PROVEN BY BOOZE SCIENCE, Wednesday, 21 December 2011 18:48 (twelve years ago) link

The thing I love most about my Nook is that I can jump back and forth between reading on it and reading on the Nook application on my phone and the applications will sync to the last page I read if I am in a wi-fi location.

this is awesome

thompp, Wednesday, 21 December 2011 19:02 (twelve years ago) link

so which e-reader has the least ugly kerning

thompp, Wednesday, 21 December 2011 19:04 (twelve years ago) link

i don't know that books are any more linked form-to-content as a uh fetish i guess than eg music to vinyl sleeves or film to reel/vhs case. Maybe a little more so, but not to the extent that books won't nonetheless become a vintage statement accessory for future hipsters or w/e

twice banned gabbage is death (p much resigned to deems), Wednesday, 21 December 2011 19:07 (twelve years ago) link

they're significantly more linked form-to-content than are music and films, which themselves are significantly more linked f-to-c than software, say

thompp, Wednesday, 21 December 2011 19:15 (twelve years ago) link

wait i sort of skipped over 'as a fetish' there, though i probably still agree with myself (i always do)

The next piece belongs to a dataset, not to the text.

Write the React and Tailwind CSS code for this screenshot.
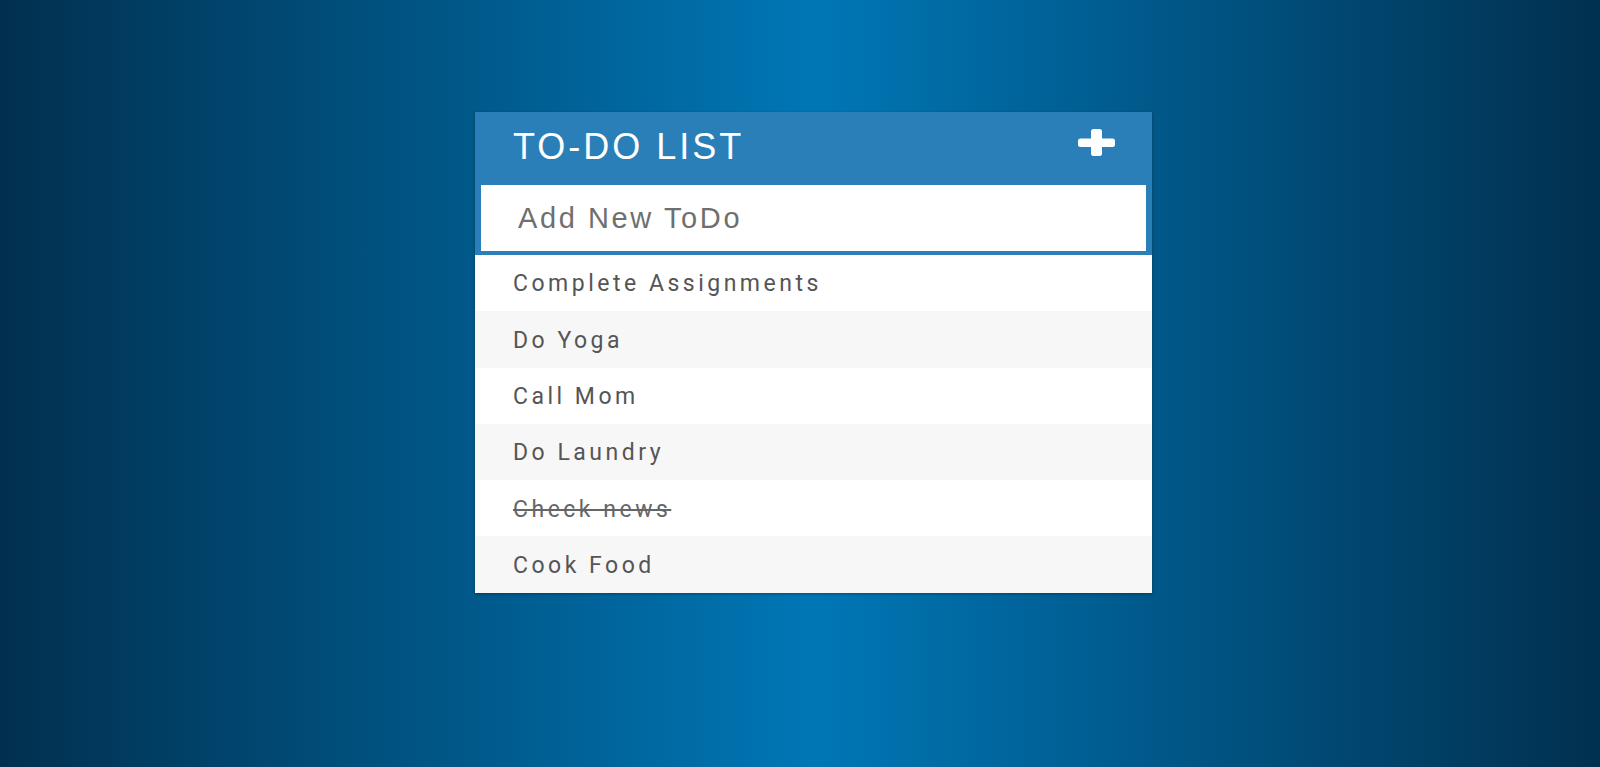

thompp, Wednesday, 21 December 2011 19:17 (twelve years ago) link

I dunno. Based on the fact that books-as-fetish-objects have been around for 575 years (and even before Gutenberg, as rarer things), they're probably going to stick around in a way that cassettes/vinyl/film reels won't. There have been lots of challenges to the physical form of the book before, schisms and failures, and I doubt that a new form of distribution is going to kill them b/c it is currently in nascent vogue.

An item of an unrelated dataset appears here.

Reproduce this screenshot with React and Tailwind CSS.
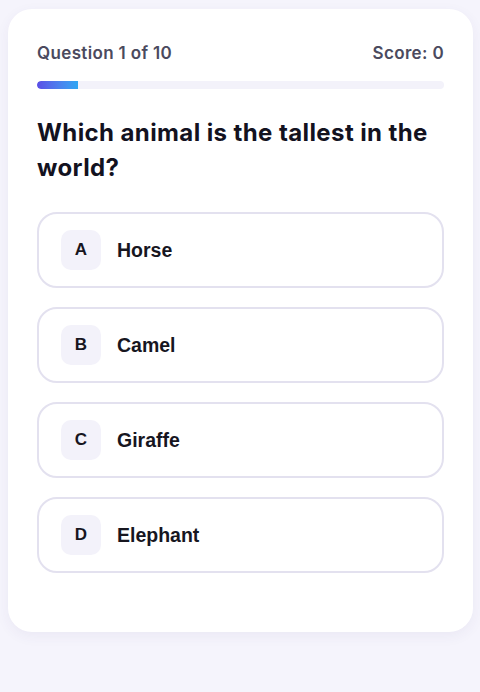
import { useState } from 'react'

const options = [
    { letter: 'A', label: 'Horse' },
    { letter: 'B', label: 'Camel' },
    { letter: 'C', label: 'Giraffe' },
    { letter: 'D', label: 'Elephant' },
]

const OptionButton = ({ letter, label, onPick }) => {
    return (
        <button
            className="flex items-center gap-4 w-full h-[76px] px-[22px] border-2 border-[#e3e1ef] rounded-[20px] bg-white text-left cursor-pointer hover:border-[#c9c5e6]"
            onClick={onPick}
        >
            <span className="flex items-center justify-center w-10 h-10 rounded-[10px] bg-[#f3f2fa] text-[17px] font-bold text-[#17161f] font-['Liberation_Sans',Arial,sans-serif]">
                {letter}
            </span>
            <span className="pt-px text-[19.5px] font-bold text-[#17161f] font-['Liberation_Sans',Arial,sans-serif]">
                {label}
            </span>
        </button>
    )
}

export default function App() {
    const [picked, setPicked] = useState(null)
    const current = 1
    const total = 10

    return (
        <div className="min-h-[692px] bg-[#f5f4fc] pt-[9px] pl-2 font-['Inter','Noto_Sans',sans-serif]">
            <div className="w-[465px] bg-white rounded-[24px] shadow-[0_4px_14px_rgba(60,50,120,0.06)] px-[29px] pt-[33px] pb-[59px]">
                {/* Header */}
                <div className="flex items-center justify-between h-6 text-[17px] font-semibold text-[#4b4a5e] tracking-[0.35px]">
                    <span>Question {current} of {total}</span>
                    <span>Score: 0</span>
                </div>

                {/* Progress */}
                <div className="mt-[15px] h-2 w-full rounded-full bg-[#f3f2fa] overflow-hidden">
                    <div
                        className="h-full rounded-l-full bg-gradient-to-r from-[#5a4de6] to-[#2ca6f3]"
                        style={{ width: `${(current / total) * 100}%` }}
                    />
                </div>

                {/* Question */}
                <h2 className="mt-[26px] text-[24px] leading-[35px] font-bold text-[#13121f] tracking-[0.4px]">
                    Which animal is the tallest in the world?
                </h2>

                {/* Options */}
                <div className="mt-[27px] flex flex-col gap-[19px]">
                    {options.map((o) => (
                        <OptionButton
                            key={o.letter}
                            letter={o.letter}
                            label={o.label}
                            onPick={() => setPicked(o.letter)}
                        />
                    ))}
                </div>
            </div>
        </div>
    )
}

remy bean in exile, Wednesday, 21 December 2011 19:18 (twelve years ago) link

People thought vinyl was dying in the 90's, and it still hasn't.

flexidisc, Wednesday, 21 December 2011 19:20 (twelve years ago) link

for some reason ereaders are like the one piece of new-ish technology that seems tailor made for old ppl, like they feel really stodgy and middleaged to me.

ice cræmde (є(٥_ ٥)э), Wednesday, 21 December 2011 19:20 (twelve years ago) link

for some reason ereaders are like the one piece of new-ish technology that seems tailor made for old ppl, like they feel really stodgy and middleaged to me.

― ice cræmde (є(٥_ ٥)э), Wednesday, December 21, 2011 1:20 PM (1 hour ago) Bookmark Permalink

Because you can make the font bigger.

wore glasses and said things (thejenny), Wednesday, 21 December 2011 20:44 (twelve years ago) link

Automatic thread bump. This poll's results are now in.

System, Thursday, 22 December 2011 00:01 (twelve years ago) link

one my e-books I had on hold from the library is now available. i wonder how this will work....

calstars, Thursday, 22 December 2011 00:14 (twelve years ago) link

it will only be a matter of time before the number of e-copies of titles will go from finite to infinity

calstars, Thursday, 22 December 2011 00:15 (twelve years ago) link

After which, it will go to infinity plus one, then plus two...

Aimless, Thursday, 22 December 2011 00:31 (twelve years ago) link

interesting thoughts here on how primitive and perhaps wrong-headed the epub format is, don't necessarily agree with his conclusions but errrrrrr makes you think...
http://crookedtimber.org/2011/12/21/e-books-and-ipads-and-pdfs-some-thoughts/

ledge, Thursday, 22 December 2011 09:37 (twelve years ago) link

I pretty much completely disagree with that article

ebooks becoming more like pdfs would be terrible

silverfish, Thursday, 22 December 2011 13:56 (twelve years ago) link

ha yeah that guy doesnt really get technology

Cooper Chucklebutt, Thursday, 22 December 2011 14:27 (twelve years ago) link

"b b but why would you want to do it any other way?" = apple user.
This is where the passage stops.